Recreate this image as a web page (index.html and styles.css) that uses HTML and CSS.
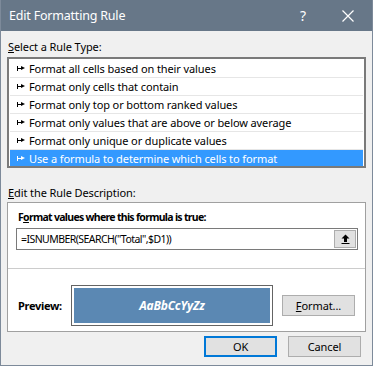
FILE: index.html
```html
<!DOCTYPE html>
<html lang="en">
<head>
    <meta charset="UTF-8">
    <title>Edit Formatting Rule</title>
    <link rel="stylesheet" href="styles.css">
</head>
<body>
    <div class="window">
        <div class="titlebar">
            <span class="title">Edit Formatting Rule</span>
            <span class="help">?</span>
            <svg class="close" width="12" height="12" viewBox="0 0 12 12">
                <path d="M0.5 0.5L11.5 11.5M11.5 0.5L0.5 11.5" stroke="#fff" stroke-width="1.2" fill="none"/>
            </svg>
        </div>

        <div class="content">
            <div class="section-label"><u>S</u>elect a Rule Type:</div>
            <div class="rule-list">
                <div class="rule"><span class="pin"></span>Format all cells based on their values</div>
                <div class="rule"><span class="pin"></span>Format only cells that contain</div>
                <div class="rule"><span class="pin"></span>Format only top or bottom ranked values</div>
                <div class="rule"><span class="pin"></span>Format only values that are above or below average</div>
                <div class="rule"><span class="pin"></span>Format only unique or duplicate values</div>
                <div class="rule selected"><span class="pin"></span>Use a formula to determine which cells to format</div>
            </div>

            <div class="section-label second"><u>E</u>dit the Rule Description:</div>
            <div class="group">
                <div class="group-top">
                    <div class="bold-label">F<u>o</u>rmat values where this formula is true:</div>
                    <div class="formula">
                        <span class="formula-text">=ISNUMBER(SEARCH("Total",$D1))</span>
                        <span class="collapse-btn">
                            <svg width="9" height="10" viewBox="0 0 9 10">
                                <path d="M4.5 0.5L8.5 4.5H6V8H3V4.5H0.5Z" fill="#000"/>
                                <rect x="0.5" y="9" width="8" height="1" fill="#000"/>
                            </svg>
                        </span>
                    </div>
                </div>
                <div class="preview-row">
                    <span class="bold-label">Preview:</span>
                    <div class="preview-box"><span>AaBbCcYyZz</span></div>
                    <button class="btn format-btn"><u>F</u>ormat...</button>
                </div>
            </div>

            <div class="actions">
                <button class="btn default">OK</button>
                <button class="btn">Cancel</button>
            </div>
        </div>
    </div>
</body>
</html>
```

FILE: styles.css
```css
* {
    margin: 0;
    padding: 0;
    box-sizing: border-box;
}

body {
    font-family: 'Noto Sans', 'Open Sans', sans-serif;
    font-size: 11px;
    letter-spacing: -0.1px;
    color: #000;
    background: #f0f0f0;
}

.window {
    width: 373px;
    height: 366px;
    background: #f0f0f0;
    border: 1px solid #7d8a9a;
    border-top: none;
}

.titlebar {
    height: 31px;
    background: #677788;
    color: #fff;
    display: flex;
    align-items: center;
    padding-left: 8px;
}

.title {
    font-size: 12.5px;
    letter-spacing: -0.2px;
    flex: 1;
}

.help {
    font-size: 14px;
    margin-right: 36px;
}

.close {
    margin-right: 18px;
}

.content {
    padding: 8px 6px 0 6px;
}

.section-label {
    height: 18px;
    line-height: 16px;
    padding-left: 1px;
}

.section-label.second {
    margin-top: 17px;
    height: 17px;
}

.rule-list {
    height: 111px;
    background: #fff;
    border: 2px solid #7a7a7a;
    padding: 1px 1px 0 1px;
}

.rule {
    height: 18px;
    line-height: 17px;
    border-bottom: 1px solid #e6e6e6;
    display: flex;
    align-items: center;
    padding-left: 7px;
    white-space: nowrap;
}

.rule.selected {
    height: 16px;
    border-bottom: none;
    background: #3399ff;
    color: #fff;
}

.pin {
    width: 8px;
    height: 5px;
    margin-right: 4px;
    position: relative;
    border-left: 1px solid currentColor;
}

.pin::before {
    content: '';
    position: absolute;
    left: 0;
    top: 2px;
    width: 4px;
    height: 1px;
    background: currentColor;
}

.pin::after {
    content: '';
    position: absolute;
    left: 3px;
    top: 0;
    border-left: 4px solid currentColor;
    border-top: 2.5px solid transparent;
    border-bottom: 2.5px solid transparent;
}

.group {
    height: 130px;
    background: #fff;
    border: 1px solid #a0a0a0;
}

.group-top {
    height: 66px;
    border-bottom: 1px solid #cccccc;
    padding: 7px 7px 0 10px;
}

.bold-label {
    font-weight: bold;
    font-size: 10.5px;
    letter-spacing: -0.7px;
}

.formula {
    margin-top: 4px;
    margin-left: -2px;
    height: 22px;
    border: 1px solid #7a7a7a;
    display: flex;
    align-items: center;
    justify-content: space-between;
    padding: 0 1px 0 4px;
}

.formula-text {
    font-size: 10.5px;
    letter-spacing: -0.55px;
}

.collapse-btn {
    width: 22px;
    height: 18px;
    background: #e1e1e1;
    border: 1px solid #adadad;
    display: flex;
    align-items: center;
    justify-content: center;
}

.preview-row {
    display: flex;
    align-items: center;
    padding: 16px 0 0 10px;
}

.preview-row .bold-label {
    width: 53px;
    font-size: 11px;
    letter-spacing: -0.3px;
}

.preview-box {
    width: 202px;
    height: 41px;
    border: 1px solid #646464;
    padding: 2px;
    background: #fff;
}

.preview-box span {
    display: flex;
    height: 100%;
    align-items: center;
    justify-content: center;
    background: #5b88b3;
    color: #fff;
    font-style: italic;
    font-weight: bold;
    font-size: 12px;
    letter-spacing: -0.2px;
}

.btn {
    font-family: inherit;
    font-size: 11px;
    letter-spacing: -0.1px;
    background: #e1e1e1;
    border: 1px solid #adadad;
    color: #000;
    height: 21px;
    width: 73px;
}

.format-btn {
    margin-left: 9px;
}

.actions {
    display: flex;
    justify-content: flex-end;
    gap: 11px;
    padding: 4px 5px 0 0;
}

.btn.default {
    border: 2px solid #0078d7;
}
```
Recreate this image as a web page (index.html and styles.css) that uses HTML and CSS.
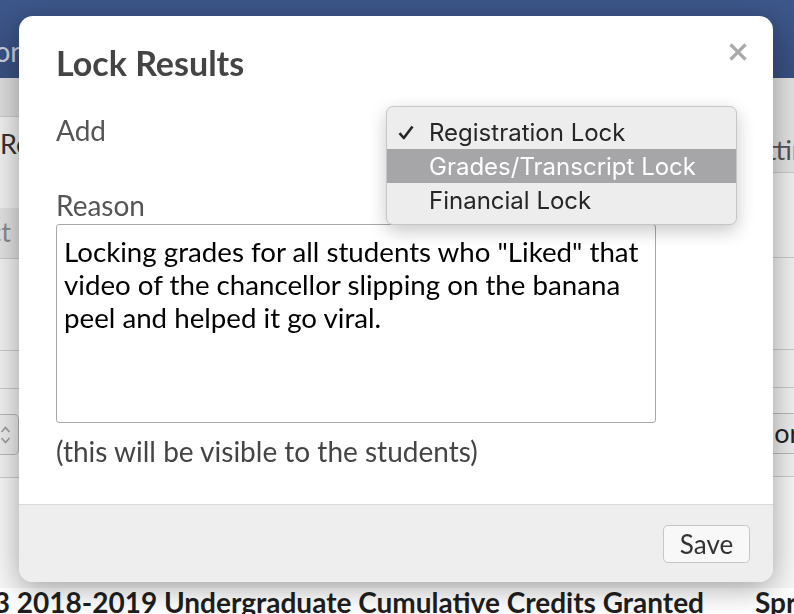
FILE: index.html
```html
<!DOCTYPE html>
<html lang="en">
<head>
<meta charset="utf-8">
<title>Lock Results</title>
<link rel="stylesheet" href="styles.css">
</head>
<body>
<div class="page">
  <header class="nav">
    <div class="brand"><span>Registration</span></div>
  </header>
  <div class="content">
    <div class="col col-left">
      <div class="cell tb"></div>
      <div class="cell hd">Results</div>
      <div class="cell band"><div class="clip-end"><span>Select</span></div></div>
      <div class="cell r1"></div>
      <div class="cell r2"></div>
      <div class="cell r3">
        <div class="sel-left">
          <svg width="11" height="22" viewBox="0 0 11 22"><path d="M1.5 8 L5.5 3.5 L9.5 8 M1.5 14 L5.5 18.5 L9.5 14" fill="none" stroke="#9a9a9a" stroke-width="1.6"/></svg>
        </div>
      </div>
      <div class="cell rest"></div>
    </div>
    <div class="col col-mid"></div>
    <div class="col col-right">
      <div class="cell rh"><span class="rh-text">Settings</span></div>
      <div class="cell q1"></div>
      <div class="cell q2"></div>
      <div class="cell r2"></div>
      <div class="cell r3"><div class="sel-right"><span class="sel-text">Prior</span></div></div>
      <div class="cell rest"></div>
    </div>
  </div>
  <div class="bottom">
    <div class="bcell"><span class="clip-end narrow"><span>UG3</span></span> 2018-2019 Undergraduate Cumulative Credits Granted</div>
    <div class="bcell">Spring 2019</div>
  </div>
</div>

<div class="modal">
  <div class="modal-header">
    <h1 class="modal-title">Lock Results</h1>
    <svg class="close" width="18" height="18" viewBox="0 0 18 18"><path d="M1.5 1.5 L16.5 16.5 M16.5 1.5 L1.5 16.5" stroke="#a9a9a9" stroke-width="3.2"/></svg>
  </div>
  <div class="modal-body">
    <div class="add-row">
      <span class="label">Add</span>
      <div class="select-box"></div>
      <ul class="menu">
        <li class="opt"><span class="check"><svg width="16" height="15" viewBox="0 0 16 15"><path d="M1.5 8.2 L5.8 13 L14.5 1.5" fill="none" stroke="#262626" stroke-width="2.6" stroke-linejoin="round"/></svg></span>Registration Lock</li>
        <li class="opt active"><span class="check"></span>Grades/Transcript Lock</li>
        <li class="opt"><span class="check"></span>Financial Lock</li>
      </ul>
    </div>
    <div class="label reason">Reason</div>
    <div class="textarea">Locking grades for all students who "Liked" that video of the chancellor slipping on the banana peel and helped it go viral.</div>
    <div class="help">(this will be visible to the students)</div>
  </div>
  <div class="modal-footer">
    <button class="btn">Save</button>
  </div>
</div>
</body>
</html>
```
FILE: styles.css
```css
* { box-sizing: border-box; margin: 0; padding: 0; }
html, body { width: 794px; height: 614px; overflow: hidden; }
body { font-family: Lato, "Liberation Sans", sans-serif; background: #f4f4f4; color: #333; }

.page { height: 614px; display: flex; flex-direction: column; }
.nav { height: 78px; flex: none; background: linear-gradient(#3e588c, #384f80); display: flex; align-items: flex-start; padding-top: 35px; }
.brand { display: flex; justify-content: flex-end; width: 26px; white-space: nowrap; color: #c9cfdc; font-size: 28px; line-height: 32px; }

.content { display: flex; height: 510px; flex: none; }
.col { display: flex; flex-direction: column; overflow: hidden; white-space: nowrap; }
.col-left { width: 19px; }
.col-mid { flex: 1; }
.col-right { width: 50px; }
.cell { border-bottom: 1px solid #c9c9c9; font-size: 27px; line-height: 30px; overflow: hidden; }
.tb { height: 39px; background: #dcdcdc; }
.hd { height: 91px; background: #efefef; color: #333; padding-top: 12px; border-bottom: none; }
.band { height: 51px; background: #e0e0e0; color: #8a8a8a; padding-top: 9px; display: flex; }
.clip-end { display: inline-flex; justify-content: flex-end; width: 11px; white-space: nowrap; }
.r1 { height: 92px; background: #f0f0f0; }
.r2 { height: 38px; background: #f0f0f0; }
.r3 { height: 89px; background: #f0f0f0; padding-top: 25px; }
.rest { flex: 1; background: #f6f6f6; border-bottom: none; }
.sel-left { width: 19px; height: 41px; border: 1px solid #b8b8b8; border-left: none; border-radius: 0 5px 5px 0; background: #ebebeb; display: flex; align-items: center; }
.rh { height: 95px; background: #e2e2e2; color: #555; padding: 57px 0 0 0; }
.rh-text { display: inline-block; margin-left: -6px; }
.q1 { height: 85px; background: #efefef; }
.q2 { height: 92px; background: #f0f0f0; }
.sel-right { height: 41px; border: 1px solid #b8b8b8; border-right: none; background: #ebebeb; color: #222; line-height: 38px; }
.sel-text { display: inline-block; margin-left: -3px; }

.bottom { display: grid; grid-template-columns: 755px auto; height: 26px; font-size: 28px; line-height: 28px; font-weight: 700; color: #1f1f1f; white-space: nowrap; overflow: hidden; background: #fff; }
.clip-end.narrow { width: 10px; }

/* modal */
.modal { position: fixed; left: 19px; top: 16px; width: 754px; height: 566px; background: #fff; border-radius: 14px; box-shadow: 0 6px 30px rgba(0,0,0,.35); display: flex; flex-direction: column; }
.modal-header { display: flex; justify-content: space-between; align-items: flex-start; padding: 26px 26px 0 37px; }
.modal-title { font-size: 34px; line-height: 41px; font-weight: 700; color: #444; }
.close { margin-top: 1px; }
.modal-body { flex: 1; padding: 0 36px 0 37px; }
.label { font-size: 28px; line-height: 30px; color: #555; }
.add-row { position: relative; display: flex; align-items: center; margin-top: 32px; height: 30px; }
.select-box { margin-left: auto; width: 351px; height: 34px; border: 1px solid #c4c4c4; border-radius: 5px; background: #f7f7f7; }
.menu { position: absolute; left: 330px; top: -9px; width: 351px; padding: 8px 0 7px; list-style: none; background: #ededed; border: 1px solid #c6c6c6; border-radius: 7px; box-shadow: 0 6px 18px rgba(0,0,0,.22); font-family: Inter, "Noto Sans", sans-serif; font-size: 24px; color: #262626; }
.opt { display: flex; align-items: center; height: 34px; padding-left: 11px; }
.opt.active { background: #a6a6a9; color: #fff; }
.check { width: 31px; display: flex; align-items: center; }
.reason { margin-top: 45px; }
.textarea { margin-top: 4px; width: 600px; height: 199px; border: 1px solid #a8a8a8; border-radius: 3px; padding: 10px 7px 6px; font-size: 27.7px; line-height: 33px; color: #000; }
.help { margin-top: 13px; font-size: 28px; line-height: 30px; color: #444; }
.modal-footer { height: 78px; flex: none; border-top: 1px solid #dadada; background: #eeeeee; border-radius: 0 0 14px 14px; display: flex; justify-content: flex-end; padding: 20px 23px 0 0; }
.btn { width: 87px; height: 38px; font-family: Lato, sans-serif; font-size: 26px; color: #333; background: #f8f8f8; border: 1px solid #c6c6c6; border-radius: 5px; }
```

=-=-=

• _Task brief_:
Looking at the data above, show all lines where the word "page" occurs.

• _Final result_:
Recreate this image as a web page (index.html and styles.css) that uses HTML and CSS.
Recreate this image as a web page (index.html and styles.css) that uses HTML and CSS.
<div class="page">
.page { height: 614px; display: flex; flex-direction: column; }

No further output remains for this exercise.